MultiFileDataset

class typhon.datasets.dataset.MultiFileDataset(name=None, **kwargs)[source]

Represents a dataset where measurements are spread over multiple files.

If filenames contain timestamps, this information is used to determine the time for a granule or measurement. If filenames do not contain timestamps, this information is obtained from the file contents.

basedir

Describes the directory under which all granules are located. Can be either a string or a pathlib.Path object.

Type:: pathlib.Path or str

subdir

Describes the directory within basedir where granules are located. May contain string formatting directives where particular fields are replaces, such as year, month, and day. For example: subdir = ‘{year}/{month}’. Sorting cannot be more narrow than by day.

Type:: pathlib.Path or str

re

Regular expression that should match valid granule files within basedir / subdir. Should use symbolic group names to capture relevant information when possible, such as starting time, orbit number, etc. For time identification, relevant fields are contained in MultiFileDataset.date_info, where each field also exists in a version with “_end” appended. MultiFileDataset.refields contains all recognised fields.

If any _end fields are found, the ending time is equal to the beginning time with any _end fields replaced. If no _end fields are found, the granule_duration attribute is used to determine the ending time, or the file is read to get the ending time (hopefully the header is enough).

Type:: str

granule_cache_file

If set, use this file to cache information related to granules. This is used to cache granule times if those are not directly inferred from the filename. Otherwise, this is not used. The full path to this file shall be basedir / granule_cache_file.

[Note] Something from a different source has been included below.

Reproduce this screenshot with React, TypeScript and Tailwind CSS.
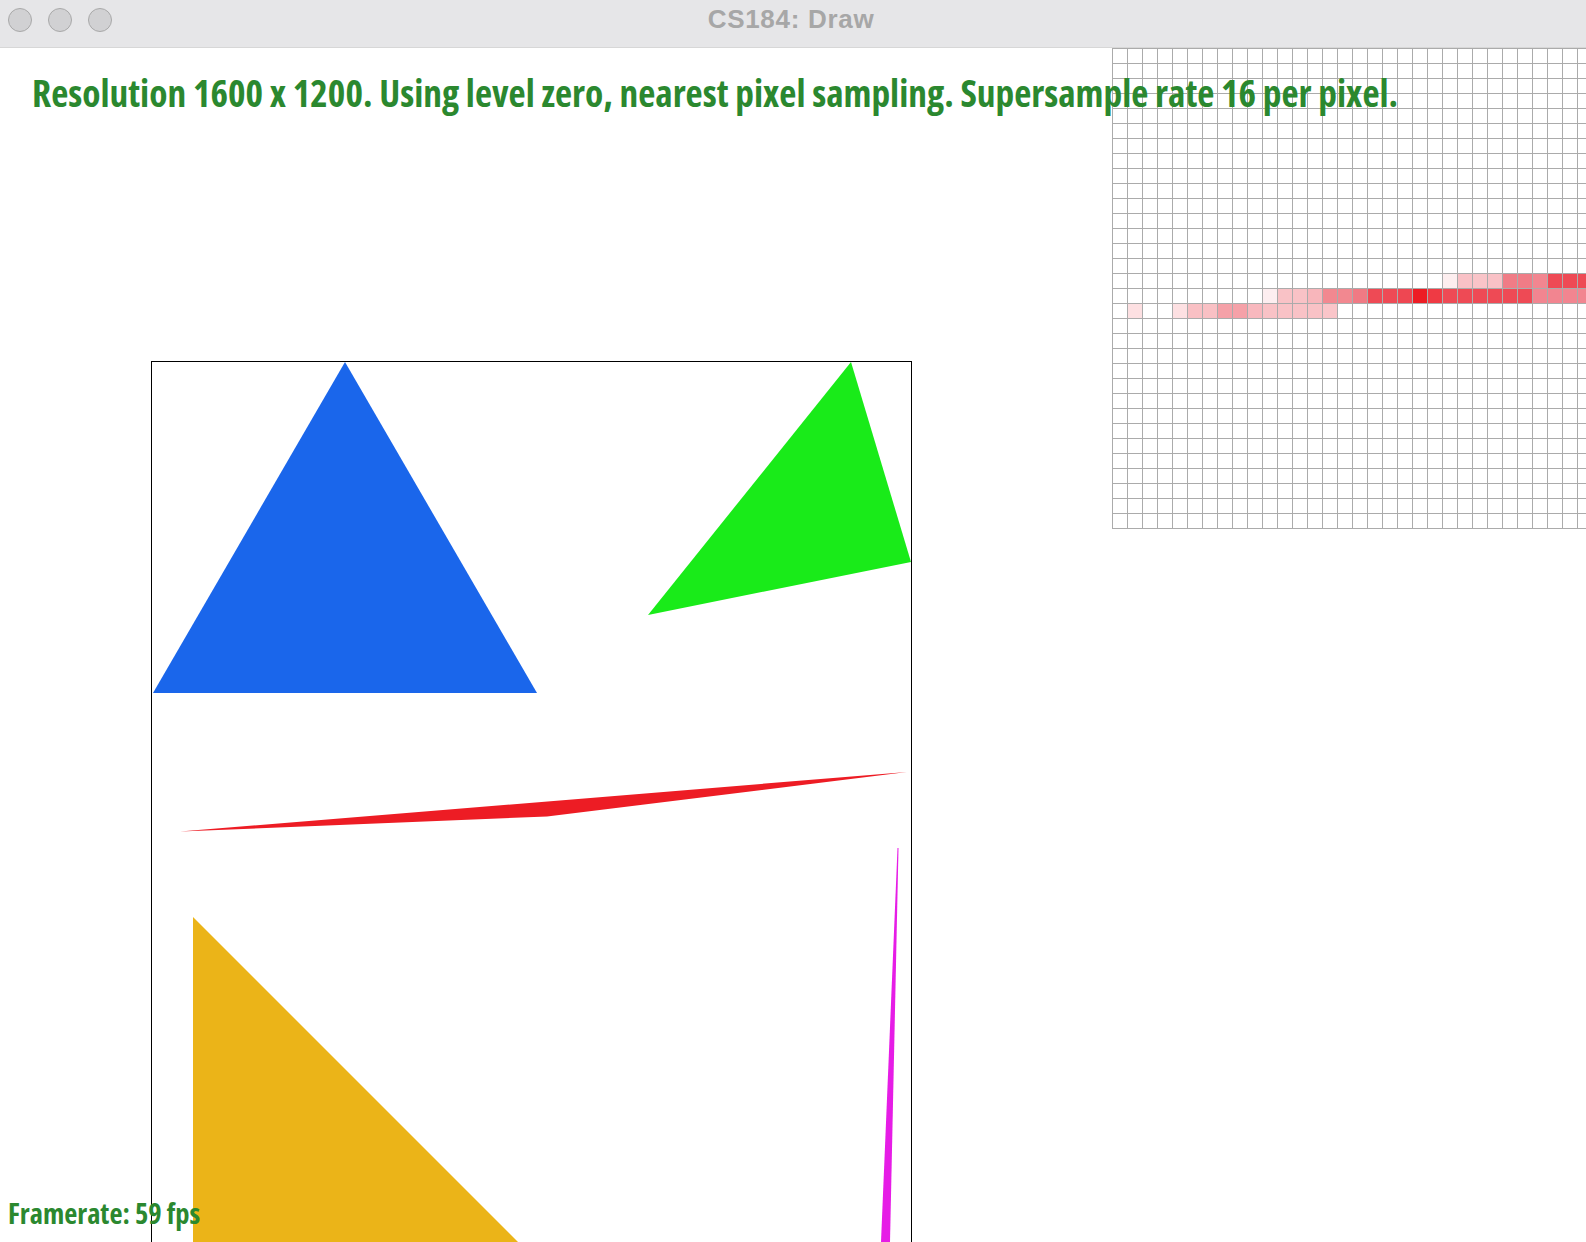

Type:: pathlib.Path or str

granule_duration

If the filename contains starting times but no ending times, granule_duration is used to determine the ending time. This should be a datetime.timedelta object.

Type:: datetime.timedelta

__init__(**kwargs)[source]

Initialise a Dataset object.

All keyword arguments will be translated into attributes. Does not take positional arguments.

Note that if you create a dataset with a name that already exists, the existing object is returned, but __init__ is still called (Python does this, see https://docs.python.org/3.7/reference/datamodel.html#object.__new__).

Methods

`__init__`(**kwargs)	Initialise a Dataset object.
`as_xarray_dataset`()
`combine`(my_data, other_obj[, other_data, ...])	Combine with data from other dataset.
`find_dir_for_time`(dt)	Find the directory containing granules/measurements at (date)time
`find_granules`([dt_start, dt_end, ...])	Yield all granules/measurementfiles in period
`find_granules_sorted`([dt_start, dt_end, ...])	Yield all granules, sorted by times.
`find_most_recent_granule_before`(instant, ...)	Find granule covering instant
`get_additional_field`(M, fld)	Get additional field.
`get_info_for_granule`(p)	Return dict (re.fullmatch) for granule, based on re
`get_mandatory_fields`()
`get_path_format_variables`()	What extra format variables are needed in find_granules?
`get_subdir_resolution`()	Return the resolution for the subdir precision.
`get_time_from_granule_contents`(p)	Get datetime objects for beginning and end of granule
`get_times_for_granule`(p, **kwargs)	For granule stored in path, get start and end times.
`iterate_subdirs`(d_start, d_end, **extra)	Iterate through all subdirs in dataset.
`read`([f, fields, pseudo_fields])	Read granule in file and do some other fixes
`read_period`([start, end, onerror, fields, ...])	Read all granules between start and end, in bulk.
`setlocal`()	Set local attributes, from config or otherwise.
`verify_mandatory_fields`(extra)

Attributes

`aliases`
`basedir`
`concat_coor`
`datefields`
`default_orbit_filters`
`end_date`
`granule_cache_file`
`granule_duration`
`granules_firstline_db`
`granules_firstline_file`
`mandatory_fields`
`maxsize`
`my_pseudo_fields`
`name`
`re`
`read_returns`
`refields`
`related`
`section`
`start_date`
`subdir`
`time_field`
`unique_fields`
`valid_field_values`